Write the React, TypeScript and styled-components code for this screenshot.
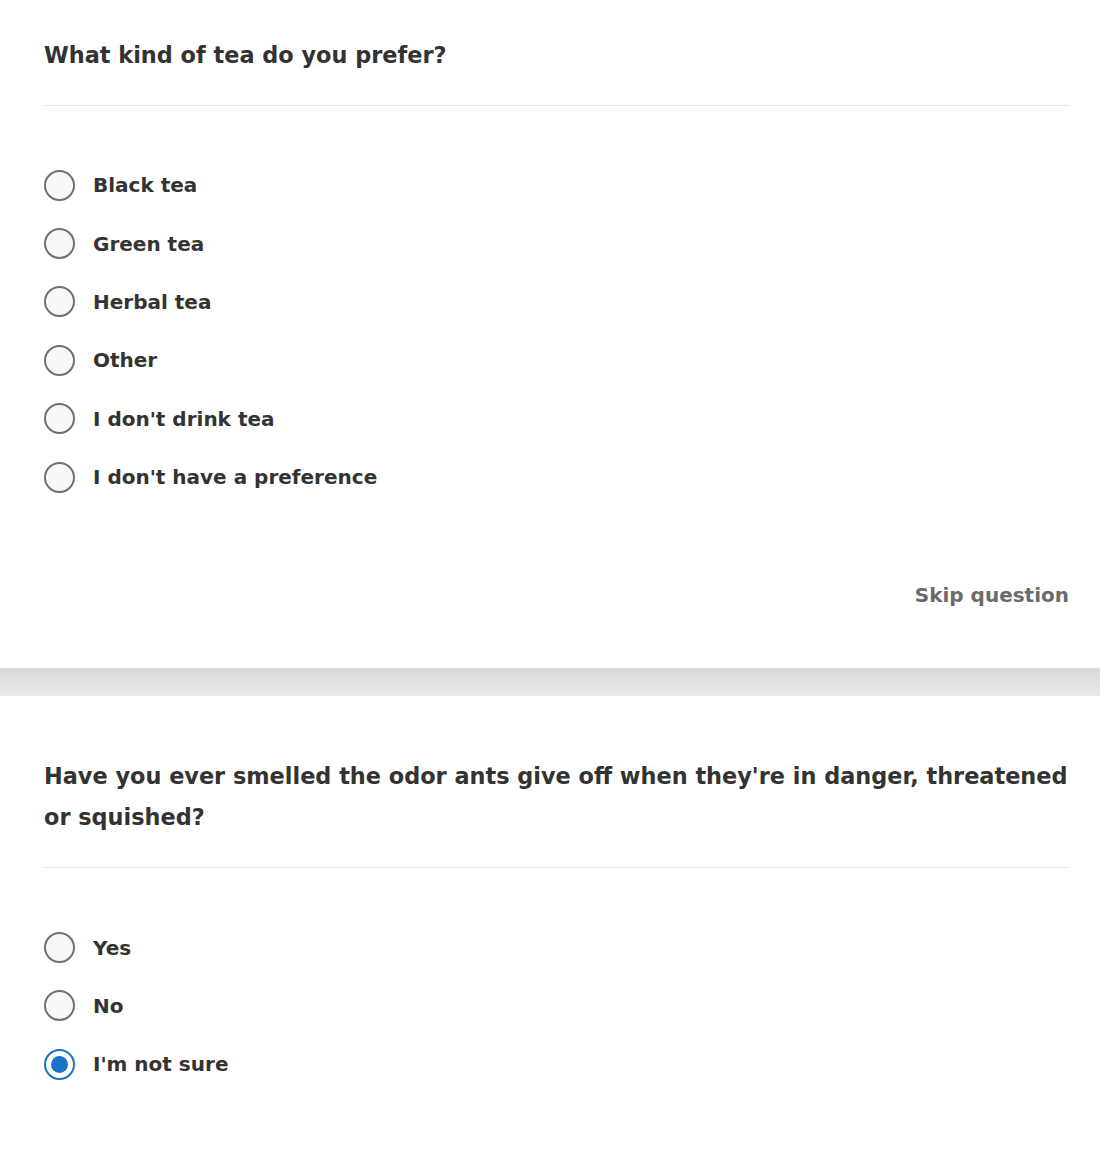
import React, { useState } from "react";
import styled, { createGlobalStyle } from "styled-components";

const Global = createGlobalStyle`
  html, body { margin: 0; padding: 0; background: #ffffff; }
  body { font-family: "DejaVu Sans", "Open Sans", sans-serif; color: #333333; }
  * { box-sizing: border-box; }
`;

const Page = styled.div`
  width: 1100px;
  display: flex;
  flex-direction: column;
`;

const Card = styled.section<{ $top: number; $bottom: number }>`
  background: #ffffff;
  padding: ${(p) => p.$top}px 31px ${(p) => p.$bottom}px 44px;
  display: flex;
  flex-direction: column;
`;

const Title = styled.h2`
  margin: 0;
  font-size: 22.4px;
  line-height: 41px;
  font-weight: 700;
  color: #333333;
`;

const Divider = styled.hr`
  margin: 29px 0 50px 0;
  border: 0;
  height: 1px;
  background: #e6e6e6;
`;

const Options = styled.div`
  display: flex;
  flex-direction: column;
`;

const Row = styled.label`
  height: 58.4px;
  display: flex;
  align-items: center;
  gap: 18px;
  cursor: pointer;
`;

const Circle = styled.span<{ $on: boolean }>`
  width: 31px;
  height: 31px;
  border-radius: 50%;
  flex: none;
  display: flex;
  align-items: center;
  justify-content: center;
  border: 2px solid ${(p) => (p.$on ? "#1b72c9" : "#707070")};
  background: ${(p) => (p.$on ? "#ffffff" : "#f7f8fa")};
`;

const Dot = styled.span`
  width: 17px;
  height: 17px;
  border-radius: 50%;
  background: #1b72c9;
`;

const OptionText = styled.span`
  font-size: 20px;
  font-weight: 700;
  color: #333333;
`;

const SkipRow = styled.div`
  display: flex;
  justify-content: flex-end;
  margin-top: 75px;
`;

const Skip = styled.button`
  border: 0;
  background: none;
  padding: 0;
  font-family: inherit;
  font-size: 20px;
  font-weight: 700;
  color: #6b6b6b;
  line-height: 28px;
  cursor: pointer;
`;

const Band = styled.div`
  height: 28px;
  background: linear-gradient(#d7d7d9, #ebebed);
`;

type Q = { title: string; options: string[]; initial: number | null };

function Question({
  q,
  top,
  bottom,
  skip,
}: {
  q: Q;
  top: number;
  bottom: number;
  skip?: boolean;
}) {
  const [sel, setSel] = useState<number | null>(q.initial);
  return (
    <Card $top={top} $bottom={bottom}>
      <Title>{q.title}</Title>
      <Divider />
      <Options>
        {q.options.map((o, i) => (
          <Row key={o} onClick={() => setSel(i)}>
            <Circle $on={sel === i}>{sel === i && <Dot />}</Circle>
            <OptionText>{o}</OptionText>
          </Row>
        ))}
      </Options>
      {skip && (
        <SkipRow>
          <Skip>Skip question</Skip>
        </SkipRow>
      )}
    </Card>
  );
}

export default function App() {
  return (
    <Page>
      <Global />
      <Question
        top={35}
        bottom={59}
        skip
        q={{
          title: "What kind of tea do you prefer?",
          options: [
            "Black tea",
            "Green tea",
            "Herbal tea",
            "Other",
            "I don't drink tea",
            "I don't have a preference",
          ],
          initial: null,
        }}
      />
      <Band />
      <Question
        top={60}
        bottom={58}
        q={{
          title:
            "Have you ever smelled the odor ants give off when they're in danger, threatened or squished?",
          options: ["Yes", "No", "I'm not sure"],
          initial: 2,
        }}
      />
    </Page>
  );
}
================================
Do not copy the pictures, but repeat every line exactly.

## Result of this exercise
Write the React, TypeScript and styled-components code for this screenshot.
import React, { useState } from "react";
import styled, { createGlobalStyle } from "styled-components";

const Global = createGlobalStyle`
  html, body { margin: 0; padding: 0; background: #ffffff; }
  body { font-family: "DejaVu Sans", "Open Sans", sans-serif; color: #333333; }
  * { box-sizing: border-box; }
`;

const Page = styled.div`
  width: 1100px;
  display: flex;
  flex-direction: column;
`;

const Card = styled.section<{ $top: number; $bottom: number }>`
  background: #ffffff;
  padding: ${(p) => p.$top}px 31px ${(p) => p.$bottom}px 44px;
  display: flex;
  flex-direction: column;
`;

const Title = styled.h2`
  margin: 0;
  font-size: 22.4px;
  line-height: 41px;
  font-weight: 700;
  color: #333333;
`;

const Divider = styled.hr`
  margin: 29px 0 50px 0;
  border: 0;
  height: 1px;
  background: #e6e6e6;
`;

const Options = styled.div`
  display: flex;
  flex-direction: column;
`;

const Row = styled.label`
  height: 58.4px;
  display: flex;
  align-items: center;
  gap: 18px;
  cursor: pointer;
`;

const Circle = styled.span<{ $on: boolean }>`
  width: 31px;
  height: 31px;
  border-radius: 50%;
  flex: none;
  display: flex;
  align-items: center;
  justify-content: center;
  border: 2px solid ${(p) => (p.$on ? "#1b72c9" : "#707070")};
  background: ${(p) => (p.$on ? "#ffffff" : "#f7f8fa")};
`;

const Dot = styled.span`
  width: 17px;
  height: 17px;
  border-radius: 50%;
  background: #1b72c9;
`;

const OptionText = styled.span`
  font-size: 20px;
  font-weight: 700;
  color: #333333;
`;

const SkipRow = styled.div`
  display: flex;
  justify-content: flex-end;
  margin-top: 75px;
`;

const Skip = styled.button`
  border: 0;
  background: none;
  padding: 0;
  font-family: inherit;
  font-size: 20px;
  font-weight: 700;
  color: #6b6b6b;
  line-height: 28px;
  cursor: pointer;
`;

const Band = styled.div`
  height: 28px;
  background: linear-gradient(#d7d7d9, #ebebed);
`;

type Q = { title: string; options: string[]; initial: number | null };

function Question({
  q,
  top,
  bottom,
  skip,
}: {
  q: Q;
  top: number;
  bottom: number;
  skip?: boolean;
}) {
  const [sel, setSel] = useState<number | null>(q.initial);
  return (
    <Card $top={top} $bottom={bottom}>
      <Title>{q.title}</Title>
      <Divider />
      <Options>
        {q.options.map((o, i) => (
          <Row key={o} onClick={() => setSel(i)}>
            <Circle $on={sel === i}>{sel === i && <Dot />}</Circle>
            <OptionText>{o}</OptionText>
          </Row>
        ))}
      </Options>
      {skip && (
        <SkipRow>
          <Skip>Skip question</Skip>
        </SkipRow>
      )}
    </Card>
  );
}

export default function App() {
  return (
    <Page>
      <Global />
      <Question
        top={35}
        bottom={59}
        skip
        q={{
          title: "What kind of tea do you prefer?",
          options: [
            "Black tea",
            "Green tea",
            "Herbal tea",
            "Other",
            "I don't drink tea",
            "I don't have a preference",
          ],
          initial: null,
        }}
      />
      <Band />
      <Question
        top={60}
        bottom={58}
        q={{
          title:
            "Have you ever smelled the odor ants give off when they're in danger, threatened or squished?",
          options: ["Yes", "No", "I'm not sure"],
          initial: 2,
        }}
      />
    </Page>
  );
}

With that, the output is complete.